The general public will be given the possibility to learn and try new games and to take part in beginners' tournaments, which there will be a broad scale of. The events for the broad public will be held in Tyršův dům on July 21 - 23, from 9:00 till 23:00. All the time the visitors will be able to learn and immediately play any game FOR FREE in our Ludiatheque (we have about 100 games).
Board games laymen and experts will certainly be satisfied as we have prepared plenty of beginners' and master tournaments with international participation. The last year players came from nineteen countries of the world.
Tournaments in the following games are planned:
A game using an interesting hexagonal board and colored balls of each player's color. The players try to push opponents' balls out of the board. The first player to succeed in pushing six opponent's balls out is the winner. Abalone is a very intuitive game. You can learn the rules in 70 seconds and in two years you can become world's champion, as is the story of Vojtěch Hrabal, the champion of 1998. There are variants for two, three, four and six players, forming teams.
A centuries-old game using an unusual board with 24 wedges. Although a playing cube is used, the luck is not the deciding factor: good reasoning and strong nerves are necessary. One match is usually formed by several games.
The players form a landscape by gradually adding tiles with castles, monasteries, meadows and roads. By their figures they try to occupy largest possible part of the countryside and thus to get the most possible points.
The playing board is the map of Europe. Each player commands army of one country. Between every two moves the players make treaties and coalitions.
Perhaps everyone knows this game but each one with slightly different rules. Now you've got a unique opportunity to orientate yourself in the rules. You'll learn how to play the Czech Draughts (Dáma; 8×8), the International Draughts (10×10), the Checkers.
The opponents represent the Order and the Chaos. One of them attempts to order the pieces on the board while the other tries to avoid that. Which one wins?

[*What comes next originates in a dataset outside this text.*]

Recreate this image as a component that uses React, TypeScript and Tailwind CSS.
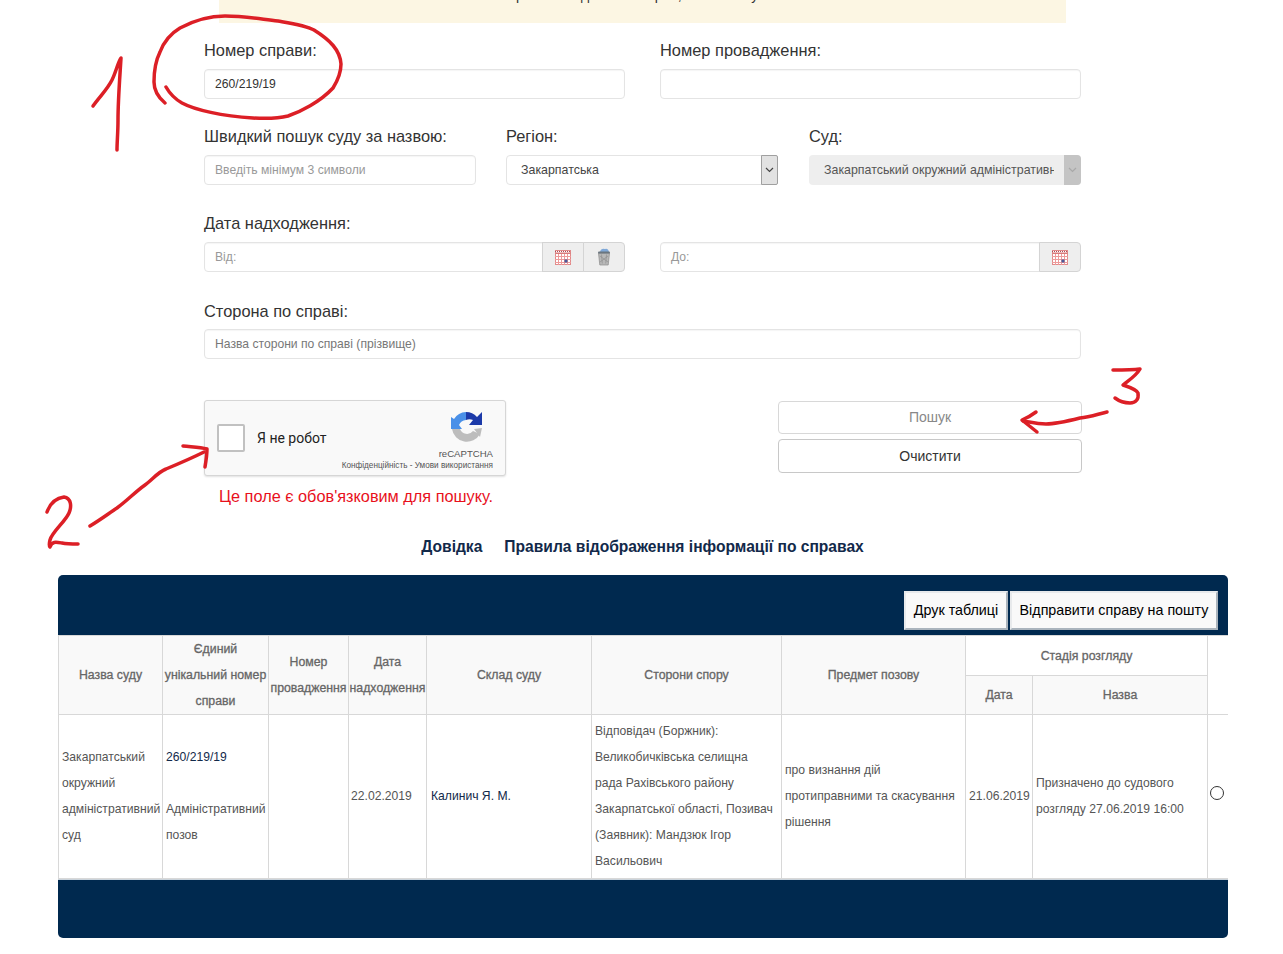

A part of a three-game project (Zertz, Gipf, Tamsk) where the position on the board is only modified by inserting pieces from the margin. A high quality combinatoric game.
Two players put tiles on the board and try to capture the largest possible area. Many players view this ancient Japanese game rather as a philosophy.
A modern tactic game. You can move along as many fields as many tiles there are in the given direction on the board. Thanks to this unusual concept the situation on the board changes very quickly so surprising reversals are possible until the very end.
A tournament for fun.
Two players put tiles on the board and "recolor" the captured tiles to their color. He who has more tiles of his color at the end is the winner. You can learn the rules in a minute but spend a lifetime to become a master.
Most frequently played variant of the broad scale of mankala games. These games are popular in all parts of Africa. All variants have the same base: you move beans (or stones) among holes in the board and try to achieve a specific number of beans in target hole. If you succeed you are allowed to put them into your treasu-ry. The player who has more beans in his treasury at the end wins.
World's most popular game with words. Due to absence of tiles and arbiters for other languages, only Czech scrabble mutations will be accommodated at Prague MSO.
You settle a landscape on an interesting board: you build villages, towns and roads of profit from your properties. A thief can steal everything from you! You can exchange your yields with your opponents. It is up to your business talent how profiting this trade will be.
Japanese sister of chess. The tiles are distinguished by the Japanese kanji characters. Some tiles can raise their strength, captured tiles can return to the game.
In this game you put numbers on the board in a crossword-style trying to build rows summing 10, 11 or 12. Lower sums can be formed but do not score; higher sums must not be formed.